Ce qui me fascine, c'est en effet l'humaine duplicité. Cette manière dont on ajuste, tant bien que mal, ce qui nous tiraille entre des extrêmes. Et c'est vrai qu'à cette fin, on bétonne tous sa façade.

Mais savoir reconnaître sa propre crapulerie, ça permet en effet de se détacher de tout idéal et de gagner en sérénité, détachement. Et ça évite d'essentialiser, d'avoir de trop grandes ambitions comme d'écrire pour "venger sa race" (Annie Ernaux).

Pour ce qui me concerne, je n'ai, bien sincèrement, pas d'autre ambition que de me distraire en écrivant. C'est très prosaïque mais j'ai un travail (que j'aime néanmoins) qui est à mille lieues de la littérature. Et je vis très loin des milieux culturels et artistiques parisiens. Alors un blog est pour moi un dérivatif. Mais je n'ai vraiment aucune prétention et je sais bien, d'ailleurs, que je n'ai ni style, ni écriture. Je suis simplement un produit formaté des établissements d'enseignement français.

Bien à vous,

Carmilla

Paul a dit…

Bonjour Carmilla, voici la traduction de la définition du prix Nobel, que j'ai peut-être mal résumé désormais dans mon esprit en "puissance d'un idéal" : Le prix Nobel de littérature (Nobelpriset i litteratur en suédois) récompense annuellement, depuis 1901, un écrivain (romancier, essayiste, poète, dramaturge et philosophe) ayant rendu de grands services à l’humanité grâce à une œuvre littéraire qui, selon le testament du chimiste suédois Alfred Nobel, « a fait la preuve d'un puissant idéal ».

Pour vous dire combien selon mes goûts mais aussi selon que l'idée d'idéal est à jamais aux antipodes de Michel (H. hein). Nous ne savons jamais comment sera l'Histoire mais jurons d'en pouvoir témoigner, et pour l'heure nous l'étudions toujours comme des malades mais je voudrais tellement être du bon côté. De la même manière vous montrez régulièrement qu'il y a plusieur-s Histoire-s selon les nations les peuples les civilisations. Le monde a violemment changé, woke, législations, climatologie, race (où vous vous méprenez à mon avis sur Ernaux) complotisme, etc. avec peut-être les millénaristes - par leur prise de conscience - ceux-là nés dans les toutes dernières générations avant le deuxième millénaire. Ça c'était pour Ernaux.

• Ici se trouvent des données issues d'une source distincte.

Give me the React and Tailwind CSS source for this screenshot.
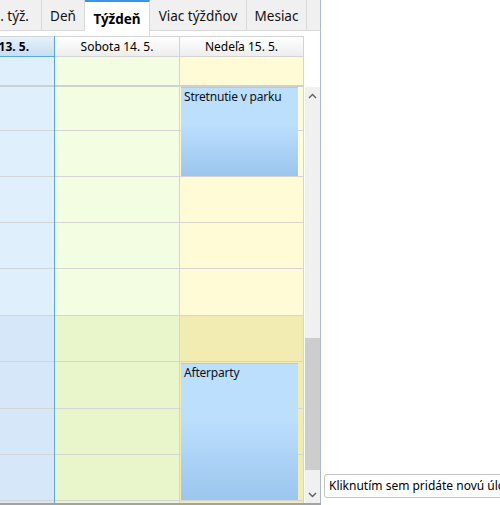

Votre réponse est pourtant la voie, finalement le Nobel est un prix des Empires esclavagistes et de son apogée : le XIXe s et son emblème en la personne de Victor Hugo par exemple. Quelques institutions sont ainsi, comme tout musée, comme toutes les institutions! Même s'il s'est renouvelé à merveille avec Bob Dylan (les troubadours) il demeure le prix du vieux continent rance qui ne se remet pas trop en question.

C'est un peu mon même argumentaire qui revient, pré-raphaélite ainsi vont mes goûts en peinture, et même moyen français comme Montaigne qui parle des "bouts extrèmes" dans le très court et saisissant chapitre LIV de ses Essais : "Des vaines subtilitez"

Carmilla Le Golem a dit…

Merci Paul,

J'aime mieux, en effet, que ce ne soit pas moi mais le comité Nobel qui ait évoqué, à propos de la littérature, cette "puissance d'un idéal". Ca m'apparaît bien fumeux et j'essaie vainement de me représenter ce que ça peut être.

Très simplement pour moi, la littérature, la bonne littérature, c'est d'abord (comme en peinture), une nouvelle forme d'expression, ce qu'on appelle une écriture, un style. Ca se développe comme une musique, une mélodie, qui sonnent plus ou moins bien.

Et puis, outre cette dimension formelle, musicale, la littérature, c'est l'ouverture à de nouvelles sensibilités, d'autres existences que la sienne. La littérature, c'est une formidable machine qui nous permet de vivre mille vies.

Et un bon écrivain doit savoir se "décadrer" de la pensée dominante. C'est pourquoi je déteste toute la littérature "sociétale" dont on est aujourd'hui inondés.

Houellebecq ? Il se pense maintenant en grand sociologue du monde occidental. C'est moins convaincant mais il ne faut pas oublier que ses premiers livres ("Extension du domaine de la lutte" et "Les particules élémentaires") ont vraiment renversé les perspectives.

Le monde change, c'est sûr ! Mais il faut s'en réjouir et non le regretter. Je pense quand même que c'est pour un progrès, intellectuel, moral, politique. C'est incroyable à quel point on adopte en France une mentalité de vieux, toujours à regretter le bon vieux temps, à se lamenter, à faire étalage de misérabilisme.

Est-ce que l'Europe est un continent rance qui ne se remet pas en question ? Qu'elle commette des erreurs, de graves erreurs, d'accord. Mais elle a su et elle sait se remettre en question, me semble-t-il. C'est même le premier signe de son fonctionnement démocratique. Je crois malheureusement connaître d'autres pays qui, eux, ne se sont jamais remis en question et n'envisagent surtout pas de le faire.